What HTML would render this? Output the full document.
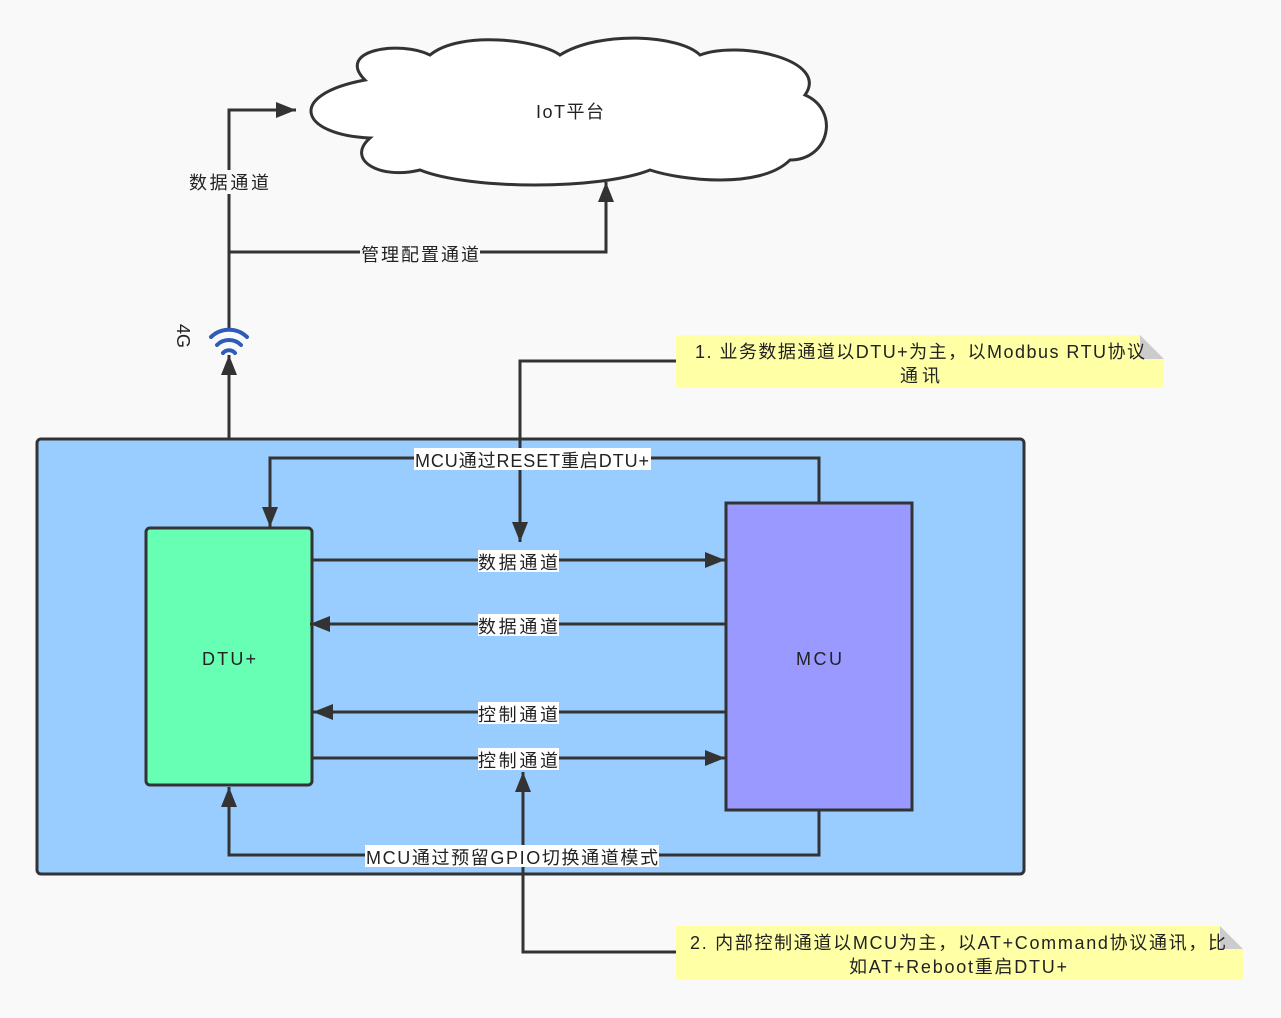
<!DOCTYPE html>
<html><head><meta charset="utf-8"><style>
html,body{margin:0;padding:0;background:#f9f9f9}
svg{display:block}
text{font-family:"Liberation Sans","Noto Sans CJK SC",sans-serif;font-size:18px;fill:#222}
</style></head><body>
<svg width="1281" height="1018" viewBox="0 0 1281 1018" xmlns="http://www.w3.org/2000/svg">
<defs>
<marker id="b" viewBox="0 0 20 16" markerWidth="22" markerHeight="16" refX="20" refY="8" orient="auto" markerUnits="userSpaceOnUse"><path d="M0,0 L20,8 L0,16 Z" fill="#333"/></marker></defs>
<rect width="1281" height="1018" fill="#f9f9f9"/>
<path d="M365,80 C335,50 400,40 430,55 C460,30 540,40 560,55 C600,30 680,35 700,55 C740,40 830,60 805,95 C840,110 830,160 790,160 C760,190 680,180 650,170 C600,190 470,190 420,170 C380,180 345,160 370,138 C300,135 285,95 365,80 Z" fill="#fff" stroke="#333" stroke-width="3"/>
<text x="570" y="118" text-anchor="middle" textLength="68">IoT平台</text>
<g stroke="#333" stroke-width="3" fill="none">
<path d="M229,330 V110 H296" marker-end="url(#b)"/>
<path d="M229,252 H606 V182" marker-end="url(#b)"/>
<path d="M229,527 V355" marker-end="url(#b)"/>
</g>
<rect x="188" y="170" width="82" height="24" fill="#f9f9f9"/>
<text x="229" y="189" text-anchor="middle" textLength="80">数据通道</text>
<rect x="360" y="242" width="120" height="22" fill="#f9f9f9"/>
<text x="420" y="261" text-anchor="middle" textLength="118">管理配置通道</text>
<g stroke="#2e5bb8" stroke-width="4" fill="none" stroke-linecap="round">
<path d="M211,337 A26,26 0 0 1 247,337"/>
<path d="M217,345 A17,17 0 0 1 241,345"/>
<path d="M223,353 A8,8 0 0 1 235,353"/>
</g>
<text x="0" y="0" transform="translate(177,324) rotate(90)">4G</text>
<rect x="37" y="439" width="987" height="435" rx="4" fill="#99ccff" stroke="#333" stroke-width="3"/>
<rect x="146" y="528" width="166" height="257" rx="4" fill="#66ffb3" stroke="#333" stroke-width="3"/>
<text x="229" y="665" text-anchor="middle" textLength="54">DTU+</text>
<rect x="726" y="503" width="186" height="307" fill="#9999ff" stroke="#333" stroke-width="3"/>
<text x="819" y="665" text-anchor="middle" textLength="46">MCU</text>
<g stroke="#333" stroke-width="3" fill="none">
<path d="M819,502 V458 H270 V527" marker-end="url(#b)"/>
<path d="M676,361 H520 V542" marker-end="url(#b)"/>
<path d="M313,560 H725" marker-end="url(#b)"/>
<path d="M725,624 H310" marker-end="url(#b)"/>
<path d="M725,712 H313" marker-end="url(#b)"/>
<path d="M313,758 H725" marker-end="url(#b)"/>
<path d="M819,811 V855 H229 V787" marker-end="url(#b)"/>
<path d="M676,952 H523 V772" marker-end="url(#b)"/>
</g>
<g fill="#fff">
<rect x="414" y="448" width="237" height="22"/>
<rect x="478" y="550" width="81" height="22"/>
<rect x="478" y="614" width="81" height="22"/>
<rect x="478" y="702" width="81" height="22"/>
<rect x="478" y="748" width="81" height="22"/>
<rect x="365" y="845" width="294" height="22"/>
</g>
<text x="532" y="467" text-anchor="middle" textLength="234">MCU通过RESET重启DTU+</text>
<text x="518" y="569" text-anchor="middle" textLength="80">数据通道</text>
<text x="518" y="633" text-anchor="middle" textLength="80">数据通道</text>
<text x="518" y="721" text-anchor="middle" textLength="80">控制通道</text>
<text x="518" y="767" text-anchor="middle" textLength="80">控制通道</text>
<text x="512" y="864" text-anchor="middle" textLength="292">MCU通过预留GPIO切换通道模式</text>
<path d="M676,335 H1140 L1164,359 V388 H676 Z" fill="#ffffa6"/>
<path d="M1140,335 L1164,359 H1140 Z" fill="#ccc"/>
<text x="920" y="358" text-anchor="middle" textLength="450">1. 业务数据通道以DTU+为主，以Modbus RTU协议</text>
<text x="920" y="382" text-anchor="middle" textLength="40">通讯</text>
<path d="M676,926 H1220 L1243,949 V980 H676 Z" fill="#ffffa6"/>
<path d="M1220,926 L1243,949 H1220 Z" fill="#ccc"/>
<text x="958" y="949" text-anchor="middle" textLength="536">2. 内部控制通道以MCU为主，以AT+Command协议通讯，比</text>
<text x="958" y="973" text-anchor="middle" textLength="218">如AT+Reboot重启DTU+</text>
</svg>
</body></html>
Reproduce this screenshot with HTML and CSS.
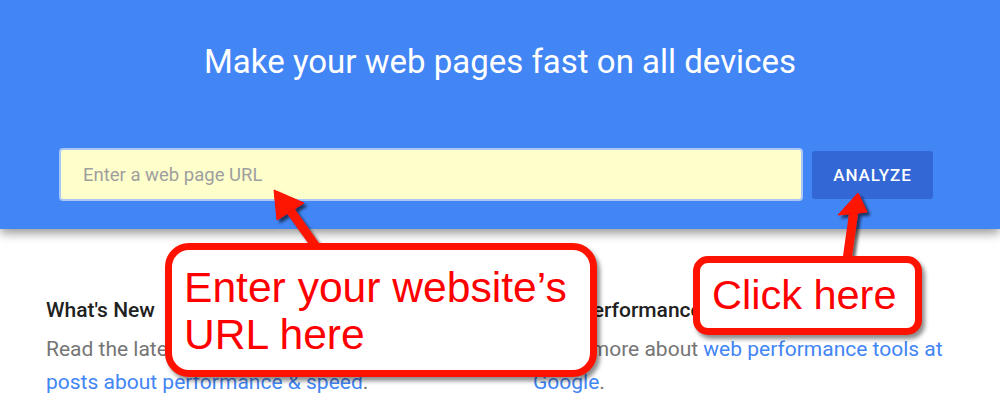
FILE: index.html
```html
<!DOCTYPE html>
<html lang="en">
<head>
<meta charset="utf-8">
<title>PageSpeed Insights</title>
<link rel="stylesheet" href="styles.css">
</head>
<body>
<header class="hero">
  <h1 class="hero-title">Make your web pages fast on all devices</h1>
  <form class="url-form">
    <input class="url-input" type="text" placeholder="Enter a web page URL">
    <button class="analyze-btn" type="button">ANALYZE</button>
  </form>
</header>
<main class="info">
  <section class="info-col">
    <h2 class="info-head">What's New</h2>
    <p class="info-text">Read the latest Google Developers <a class="info-link" href="#">blog posts about performance &amp; speed</a>.</p>
  </section>
  <section class="info-col">
    <h2 class="info-head">Web Performance</h2>
    <p class="info-text">Learn more about <a class="info-link" href="#">web performance tools at Google</a>.</p>
  </section>
</main>

<svg class="arrows" width="1000" height="413" viewBox="0 0 1000 413" aria-hidden="true">
  <defs>
    <filter id="ashadow" x="-20%" y="-20%" width="160%" height="160%">
      <feDropShadow dx="3" dy="3" stdDeviation="1.5" flood-color="#000" flood-opacity="0.6"/>
    </filter>
  </defs>
  <g filter="url(#ashadow)" fill="#ff1200" stroke="#ff1200">
    <line x1="290" y1="210" x2="317" y2="248" stroke-width="9"/>
    <polygon points="274,190 277,220 304,203" stroke-width="1" stroke-linejoin="round"/>
    <line x1="854" y1="210" x2="847" y2="260" stroke-width="9"/>
    <polygon points="858,193 838,215 867,212" stroke-width="1" stroke-linejoin="round"/>
  </g>
</svg>

<div class="callout callout-url">Enter your website’s<br>URL here</div>
<div class="callout callout-click">Click here</div>
</body>
</html>
```
FILE: styles.css
```css
* { box-sizing: border-box; }

html, body {
  margin: 0;
  padding: 0;
  background: #ffffff;
  width: 1000px;
  height: 413px;
  overflow: hidden;
}

body {
  position: relative;
  font-family: Roboto, "Liberation Sans", Arial, sans-serif;
}

.hero {
  position: relative;
  z-index: 1;
  height: 229px;
  background: #4285f4;
  padding-top: 42px;
  box-shadow: 0 4px 10px rgba(0, 0, 0, 0.42);
}

.hero-title {
  margin: 0;
  text-align: center;
  color: #ffffff;
  font-size: 33px;
  line-height: 40px;
  font-weight: 400;
}

.url-form {
  display: flex;
  align-items: center;
  gap: 9px;
  margin: 66px 0 0 59px;
  width: 874px;
}

.url-input {
  flex: 1;
  height: 53px;
  margin: 0;
  border: 2px solid #a9c6f7;
  border-radius: 4px;
  background: #ffffcc;
  padding: 0 0 0 22px;
  font-family: Roboto, "Liberation Sans", Arial, sans-serif;
  font-size: 18.5px;
  color: #333;
  outline: none;
}

.url-input::placeholder {
  color: #9e9e9e;
}

.analyze-btn {
  width: 121px;
  height: 48px;
  margin: 0;
  border: none;
  border-radius: 3px;
  background: #3367d6;
  color: #ffffff;
  font-family: Roboto, "Liberation Sans", Arial, sans-serif;
  font-size: 17px;
  font-weight: 500;
  letter-spacing: 0.9px;
  padding: 0;
}

.info {
  display: grid;
  grid-template-columns: 416px 416px;
  column-gap: 71px;
  padding: 69px 0 0 46px;
}

.info-head {
  margin: 0 0 10px;
  font-size: 21px;
  line-height: 25px;
  font-weight: 500;
  color: #212121;
}

.info-text {
  margin: 0;
  font-size: 21px;
  line-height: 33px;
  color: #757575;
}

.info-link {
  color: #4285f4;
  text-decoration: none;
}

.arrows {
  position: absolute;
  left: 0;
  top: 0;
  z-index: 2;
  pointer-events: none;
}

.callout {
  position: absolute;
  z-index: 3;
  background: #ffffff;
  border: 7px solid #ff1200;
  color: #ff0000;
  font-family: "Liberation Sans", Arial, Helvetica, sans-serif;
  box-shadow: 3px 4px 4px rgba(0, 0, 0, 0.45);
}

.callout-url {
  left: 165px;
  top: 243px;
  width: 432px;
  height: 134px;
  border-radius: 24px;
  padding: 14px 0 0 12px;
  font-size: 42.6px;
  line-height: 47px;
}

.callout-click {
  left: 693px;
  top: 256px;
  width: 229px;
  height: 79px;
  border-radius: 15px;
  padding: 9px 0 0 12px;
  font-size: 41.5px;
  line-height: 46px;
}
```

Exercise description → Scan the material for lines with the word "What", and copy each line you find.

Output of the task →
What HTML would render this? Output the full document.
    <h2 class="info-head">What's New</h2>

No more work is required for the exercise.